Issues like repairing our roads don’t come around very often. It’s one of those debates that will boost economic growth and make the next generation of drivers safer. It’s one of the big challenges we ask our elected leaders to solve.
Let me repeat: “We ask our elected leaders to solve.” The people of our state, the businesses of our state, and the community leaders of our state have asked our elected leaders to fix our decrepit road system during this legislative session.
So what are we waiting for? We’re 28 weeks into a 40-week legislative session and the people of South Carolina are still waiting for our leaders to take action.
We have 46 senators working to find a compromise that has few easy solutions. Our elected leaders are struggling despite the fact that new funding for roads is supported by a broad local coalition that includes a majority of South Carolinians, a majority of tea party voters, a majority of business leaders, and a majority of small business owners. But the debate is stalling because we have a group of out-of-state billionaires dumping hundreds of thousands of dollars into this state in an effort to short-circuit our solutions.
Americans for Prosperity – funded by the Koch brothers and other wealthy, unknown donors – are only concerned about furthering their national political power. They will say anything to do so. Since they don’t have facts on their side, they throw up red herrings, false dilemmas and the good old post hoc ergo procter hoc arguments.
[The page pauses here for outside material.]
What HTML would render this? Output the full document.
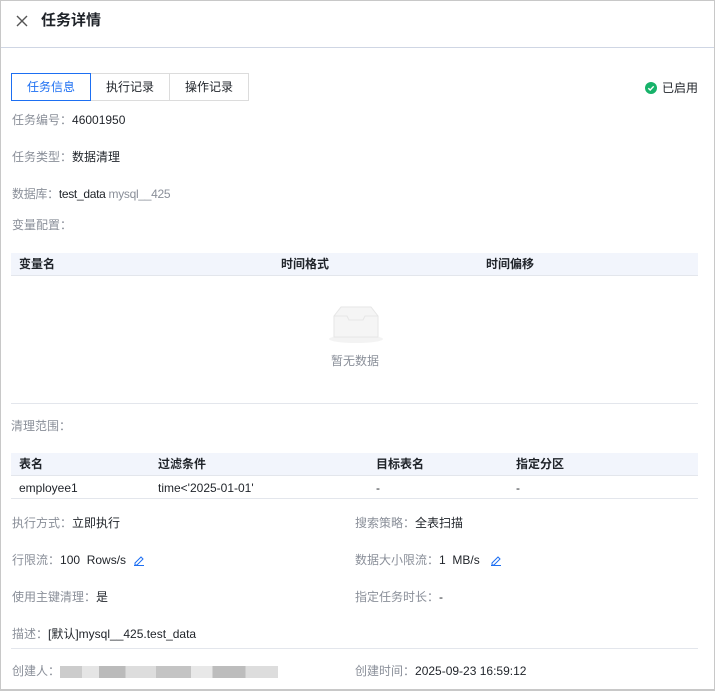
<!DOCTYPE html><html><head><meta charset="utf-8"><style>
*{margin:0;padding:0;box-sizing:border-box}
body{width:715px;height:691px;overflow:hidden;background:#fff;font-family:"Liberation Sans","Noto Sans CJK SC",sans-serif;font-size:12px;color:#1f2329;line-height:16px}
.frame{position:absolute;left:0;top:0;width:715px;height:691px;border:1px solid #c8c8c8;border-bottom:2px solid #c8c8c8}
.abs{position:absolute;white-space:nowrap}
.lb{color:#8a8f99}
.hdr{background:#f2f5fc;position:absolute;left:11px;width:687px;border-bottom:1px solid #e3e6ec;font-weight:bold}
.blur{display:inline-block;height:12px;vertical-align:middle;background:linear-gradient(90deg,#ccc 0 10%,#e5e5e5 10% 18%,#bbb 18% 30%,#ddd 30% 44%,#c4c4c4 44% 60%,#e8e8e8 60% 70%,#bdbdbd 70% 85%,#ddd 85%)}
</style></head><body><div class="frame"></div>
<svg class="abs" style="left:15px;top:14px" width="14" height="14"><path d="M2 2L12 12M12 2L2 12" stroke="#555" stroke-width="1.4"/></svg>
<div class="abs" style="left:41px;top:11px;font-size:15px;line-height:20px;font-weight:bold">任务详情</div>
<div class="abs" style="left:1px;top:47px;width:713px;height:1px;background:#cfd6e4"></div>
<div class="abs" style="left:11px;top:73px;width:80px;height:28px;border:1px solid #1d6ff2;color:#1d6ff2;text-align:center;line-height:26px">任务信息</div>
<div class="abs" style="left:91px;top:73px;width:79px;height:28px;border:1px solid #dcdcdc;border-left:none;text-align:center;line-height:26px">执行记录</div>
<div class="abs" style="left:170px;top:73px;width:79px;height:28px;border:1px solid #dcdcdc;border-left:none;text-align:center;line-height:26px">操作记录</div>
<svg class="abs" style="left:645px;top:82px" width="12" height="12"><circle cx="6" cy="6" r="6" fill="#17b26a"/><path d="M3.3 6.2L5.2 8L8.7 4.3" stroke="#fff" stroke-width="1.4" fill="none"/></svg>
<div class="abs" style="left:662px;top:80px">已启用</div>
<div class="abs" style="left:12px;top:112px"><span class="lb">任务编号：</span>46001950</div>
<div class="abs" style="left:12px;top:149px"><span class="lb">任务类型：</span>数据清理</div>
<div class="abs" style="left:12px;top:186px;letter-spacing:-0.3px"><span class="lb">数据库：</span>test_data <span class="lb">mysql__425</span></div>
<div class="abs" style="left:12px;top:217px"><span class="lb">变量配置：</span></div>
<div class="hdr" style="top:253px;height:23px"><span class="abs" style="left:8px;top:3px">变量名</span><span class="abs" style="left:270px;top:3px">时间格式</span><span class="abs" style="left:475px;top:3px">时间偏移</span></div>
<svg class="abs" style="left:328px;top:306px" width="56" height="38"><ellipse cx="28" cy="33" rx="27" ry="4" fill="#f3f3f3"/><path d="M6 10L13 1H43L50 10V31H6Z" fill="#f5f5f5" stroke="#e6e6e6"/><path d="M6 10H19L21 14H35L37 10H50" fill="none" stroke="#e6e6e6"/></svg>
<div class="abs" style="left:331px;top:353px;color:#8a8f99">暂无数据</div>
<div class="abs" style="left:11px;top:403px;width:687px;height:1px;background:#e3e6ec"></div>
<div class="abs" style="left:11px;top:418px"><span class="lb">清理范围：</span></div>
<div class="hdr" style="top:453px;height:23px"><span class="abs" style="left:8px;top:3px">表名</span><span class="abs" style="left:147px;top:3px">过滤条件</span><span class="abs" style="left:365px;top:3px">目标表名</span><span class="abs" style="left:505px;top:3px">指定分区</span></div>
<div class="abs" style="left:11px;top:498px;width:687px;height:1px;background:#e3e6ec"></div>
<div class="abs" style="left:19px;top:480px">employee1</div><div class="abs" style="left:158px;top:480px">time&lt;'2025-01-01'</div><div class="abs" style="left:376px;top:480px">-</div><div class="abs" style="left:516px;top:480px">-</div>
<div class="abs" style="left:12px;top:515px"><span class="lb">执行方式：</span>立即执行</div>
<div class="abs" style="left:355px;top:515px"><span class="lb">搜索策略：</span>全表扫描</div>
<div class="abs" style="left:12px;top:552px"><span class="lb">行限流：</span>100&nbsp; Rows/s</div>
<svg class="abs" style="left:133px;top:554px" width="12" height="12"><path d="M2 9L8 3L10 5L4 11H2Z" fill="none" stroke="#1d6ff2"/><path d="M1 11.5H11" stroke="#1d6ff2"/></svg>
<div class="abs" style="left:355px;top:552px"><span class="lb">数据大小限流：</span>1&nbsp; MB/s</div>
<svg class="abs" style="left:490px;top:554px" width="12" height="12"><path d="M2 9L8 3L10 5L4 11H2Z" fill="none" stroke="#1d6ff2"/><path d="M1 11.5H11" stroke="#1d6ff2"/></svg>
<div class="abs" style="left:12px;top:589px"><span class="lb">使用主键清理：</span>是</div>
<div class="abs" style="left:355px;top:589px"><span class="lb">指定任务时长：</span>-</div>
<div class="abs" style="left:12px;top:626px"><span class="lb">描述：</span>[默认]mysql__425.test_data</div>
<div class="abs" style="left:11px;top:648px;width:687px;height:1px;background:#e3e6ec"></div>
<div class="abs" style="left:12px;top:663px"><span class="lb">创建人：</span><span class="blur" style="width:218px"></span></div>
<div class="abs" style="left:355px;top:663px"><span class="lb">创建时间：</span>2025-09-23 16:59:12</div>
</body></html>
They hold themselves up as the last defenders of conservative ideals, despite the fact that conservative icons Ronald Reagan and Carroll Campbell signed gas tax increases that laid the foundation in the 1980s that would jump-start our economy.
Americans for Prosperity makes many claims despite clear facts to the contrary. We’ve seen this story before: Rich out-of-state billionaires with an agenda throw money into our politics in an attempt to raise their national profile. A decade ago, it was over education. Today, it’s about infrastructure.
These campaigns are similar because both groups threw hundreds of thousands of dollars to spread falsehoods in the public debate in a desperate effort to achieve an end that is against the will of South Carolinians.
Those two campaigns are also similar in that the out-of-state special interests won’t win.
We don’t need more politics. We need solutions. Luckily, there are solutions at hand. The governor, the House, the Senate Finance Committee, the Senate Republican Caucus, a bi-partisan working group of senators, and even a filibustering conservative senator, have proposed real plans that deserve consideration. All of these plans are being put forward by South Carolinians, for South Carolinians, and with the future of our great state at the heart of the matter.
We have smart, good people on both sides of this debate who all agree that our roads are a disgrace and need an immediate solution. In the latest polling from Winthrop University, 63 percent of South Carolinians support raising the gas tax to repair roads, and even 53 percent of self-identified conservative tea party voters support raising the gas tax.
It’s time for our leaders to buckle down and finish this debate so we can move forward to the critical workforce, education, public safety, public health and ethics issues that still await debate. It’s time for all of us to sideline the out-of-state special interest provocateurs intent on throwing elbows in our family argument.
So, what else can you do?
Go to upstatechamber.org or scstatehouse.gov and get the contact information for your state senator. Then call your senators and tell them we need a solution now that fixes the roads that are costing the lives of nearly 1,000 of our neighbors each year. Tell them we need a solution so our hard-working entrepreneurs can get their goods to market. Tell them enough is enough and compromise is not a dirty word.
Time is running out. There are 12 weeks left.